The campaign, which will run through Thursday, is sponsored by agnès films, a website supporting the work of women and feminist filmmakers.

“Those who are behind the camera control how the stories are told — from who gets cast, to how they’re filmed, to who we as audiences relate to the most,” said Alexandra Hidalgo, assistant professor of writing, rhetoric and American cultures and editor-in-chief of agnès films. “Except for a brief period in the 1920s when women had substantial behind-the-camera roles, men have dominated filmmaking all the way from studio executives to gaffers and everything in between. And yet, women make up half the population.

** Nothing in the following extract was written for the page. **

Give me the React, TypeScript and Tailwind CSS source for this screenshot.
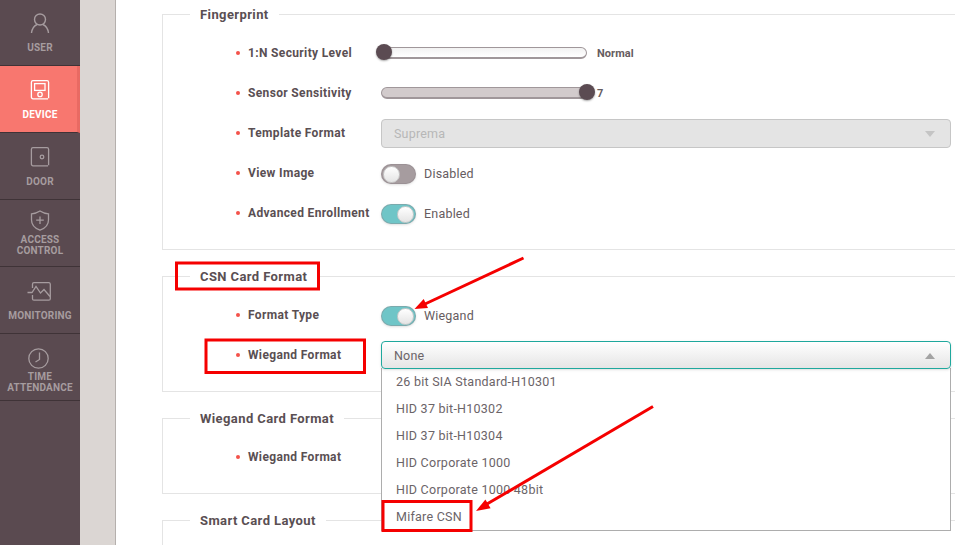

Because stories shape our dreams, identities and desires so profoundly, we need to engage with the film storytelling of women so we can have new ways of understanding the world and our role in it.”

One of the goals of the campaign is to provide audiences with a list of women filmmakers in every genre whose work they can connect with through the videos, blog posts and Tweets, which will be collected by agnès films and used as a resource for audiences seeking to discover what the world looks like through women’s eyes.

“Until recently, I hadn't even asked myself whether women were making the films I love so dearly,” said experience architecture senior Shell Little, who redesigned the agnès films website in preparation for the campaign. “The fact that it was so difficult for me to come up with a favorite woman filmmaker is the exact reason why we need this campaign.”

As it was for Little, it is difficult for most people to think of a woman filmmaker whose work they love, even though they can easily pinpoint the work of various male filmmakers.

“If people have a favorite woman filmmaker, we want them to tell us and their friends who that person is and why so others can check out her work,” Hildago said. “If they don’t have one, we want people to start looking at films made by women until they find one woman whose work they love.”